Teaching also gives you more control over how much money you can make. It’s not like you make a flat salary and that’s all you’re ever going to get paid, or a fixed minimum wage type of situation. If you want to make more money, you just teach more lessons or improve the value of what you offer and raise your tuition rates. There’s a lot of control that you have over your finances whenever you become a self-employed guitar teacher. Teaching also lets you get paid to do something that you love, and that’s something that’s hard to put a price tag on because fulfillment and happiness and joy that you get from your work is a really important piece of having a quality life and having a healthy life and being happy with your life.

So, if you love to play guitar and you love to talk about the guitar and you love to teach things to other people, then it could be the perfect career option for you, because you get to do something that you love and get paid to do it at the same time. Teaching also lets you make a difference in other people’s lives. There’s a lot of significance that comes with being a good guitar teacher, because you really make a difference in people. You help them to change the course of their lives in some cases and to pursue a career in music or in music education. And if nothing else, you bring joy and satisfaction and fulfillment into their lives by helping them master something as cool as the guitar. So, it’s awesome.

Another cool thing about it: it doesn’t require any formal training. It doesn’t require a college degree necessarily. If you have a music degree, it will only help, but you don’t need to have a music degree to teach beginning rock students, for example, or beginning country students. Those types of genres. Beginning blues students, bluegrass and things like that. Those genres are not really known for their high level of music education for the most part, so you don’t really have to have a degree in classical guitar or in jazz improvisation, or anything like that, to teach a lot of those genres to beginners. You just need to be one step ahead. Right Now, any training or degree that you have – I’m not downing those things. That will help you be a more effective teacher and a better musician, but it’s not required. If you don’t have it, you could still be a successful guitar teacher without it.
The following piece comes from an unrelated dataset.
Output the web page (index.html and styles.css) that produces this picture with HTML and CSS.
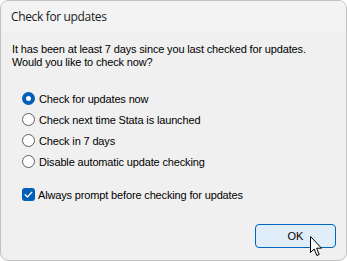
FILE: index.html
```html
<!DOCTYPE html>
<html>
<head>
<meta charset="utf-8">
<link rel="stylesheet" href="styles.css">
</head>
<body>
<div class="window">
  <div class="titlebar">Check for updates</div>
  <div class="content">
    <p class="msg">It has been at least 7 days since you last checked for updates.<br>Would you like to check now?</p>
    <div class="options">
      <div class="option"><span class="radio checked"></span><span>Check for updates now</span></div>
      <div class="option"><span class="radio"></span><span>Check next time Stata is launched</span></div>
      <div class="option"><span class="radio"></span><span>Check in 7 days</span></div>
      <div class="option"><span class="radio"></span><span>Disable automatic update checking</span></div>
    </div>
    <div class="option check-row"><span class="checkbox"><svg viewBox="0 0 13 13" width="13" height="13"><path d="M3.2 6.8 L5.4 9 L9.8 4.2" fill="none" stroke="#fff" stroke-width="1.3" stroke-linecap="round" stroke-linejoin="round"/></svg></span><span>Always prompt before checking for updates</span></div>
    <div class="footer">
      <button class="btn">OK</button>
    </div>
  </div>
  <svg class="cursor" width="14" height="22" viewBox="0 0 14 22"><path d="M0.5 0.5 L0.5 16.5 L4.2 13 L6.8 19.5 L9.2 18.5 L6.6 12.2 L11.5 12.2 Z" fill="#fff" stroke="#000" stroke-width="1" stroke-linejoin="round"/></svg>
</div>
</body>
</html>
```
FILE: styles.css
```css
html, body {
  margin: 0;
  padding: 0;
  background: #ffffff;
}
.window {
  position: relative;
  width: 347px;
  height: 261px;
  box-sizing: border-box;
  border: 1px solid #c2c2c2;
  border-radius: 8px;
  overflow: hidden;
  display: flex;
  flex-direction: column;
  background: #f0f0f0;
  font-family: "Liberation Sans", Arial, sans-serif;
  font-size: 11px;
  letter-spacing: -0.15px;
  color: #000;
}
.titlebar {
  height: 31px;
  flex: none;
  display: flex;
  align-items: center;
  padding-left: 10px;
  background: #f3f3f3;
  font-family: "Open Sans", "Liberation Sans", sans-serif;
  font-size: 12px;
  letter-spacing: -0.35px;
  color: #1a1a1a;
}
.content {
  flex: 1;
  display: flex;
  flex-direction: column;
  padding: 11px 10px 0 11px;
}
.msg {
  margin: 0;
  line-height: 13px;
}
.options {
  margin-top: 19px;
  display: flex;
  flex-direction: column;
}
.option {
  height: 21px;
  display: flex;
  align-items: center;
  padding-left: 10px;
}
.radio {
  width: 11px;
  height: 11px;
  border: 1px solid #606060;
  border-radius: 50%;
  background: #fdfdfd;
  margin-right: 4px;
  flex: none;
  box-sizing: content-box;
}
.radio.checked {
  width: 5px;
  height: 5px;
  border: 4px solid #005fb8;
  background: #ffffff;
}
.check-row {
  margin-top: 12px;
}
.checkbox {
  width: 13px;
  height: 13px;
  border-radius: 3px;
  background: #005fb8;
  margin-right: 3px;
  flex: none;
  display: flex;
}
.footer {
  margin-top: auto;
  display: flex;
  justify-content: flex-end;
  padding: 0 0 12px 0;
}
.btn {
  width: 81px;
  height: 24px;
  border: 1px solid #0067c0;
  border-radius: 4px;
  background: #e0eef9;
  font-family: "Liberation Sans", Arial, sans-serif;
  font-size: 11px;
  color: #000;
  padding: 0;
}
.cursor {
  position: absolute;
  left: 309px;
  top: 235px;
}
```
And another benefit is you can get started teaching guitar lessons – open up your music studio – for not very much money. You know, some businesses require a lot of money. Like if you buy into a McDonald’s franchise, for example, or something like that, you’ve got to come up with a quarter of a million dollars of your own money. Either you’ve got to borrow it from the Government or take out a loan, or save up all your money or sell everything you have to get into it, and then basically what you own is a job, right? Well, you can get started teaching guitar for just a few hundred bucks. You know, just enough money to get a website setup and a few things like that, and get your teaching studio in order. Do a little bit of advertising and boom, you have a business with money coming in that’s profitable. You know, not too many businesses will let you do that, but teaching guitar lessons is one of them that does.

So, there are a lot of benefits to being a guitar teacher. Now, most of you already are familiar with all of these things, like I said, or you wouldn’t be interested in this in the first place, but I just wanted to put that out there so that you have some motivation to actually breakthrough some of the fears that I’m going to talk about in a second and experience some of these benefits in your own life so that you can actually get started if you’ve been sitting on the fence and you want to teach guitar lessons, but you’ve never really pulled the trigger on it. You know, you probably keep telling yourself things like: “Oh, I’ll get around to teaching guitar one day. Just not today. Just not right now.” And chances are one of the following seven fears that I’m going to talk about is holding you back and keeping you from starting up your own teaching studio.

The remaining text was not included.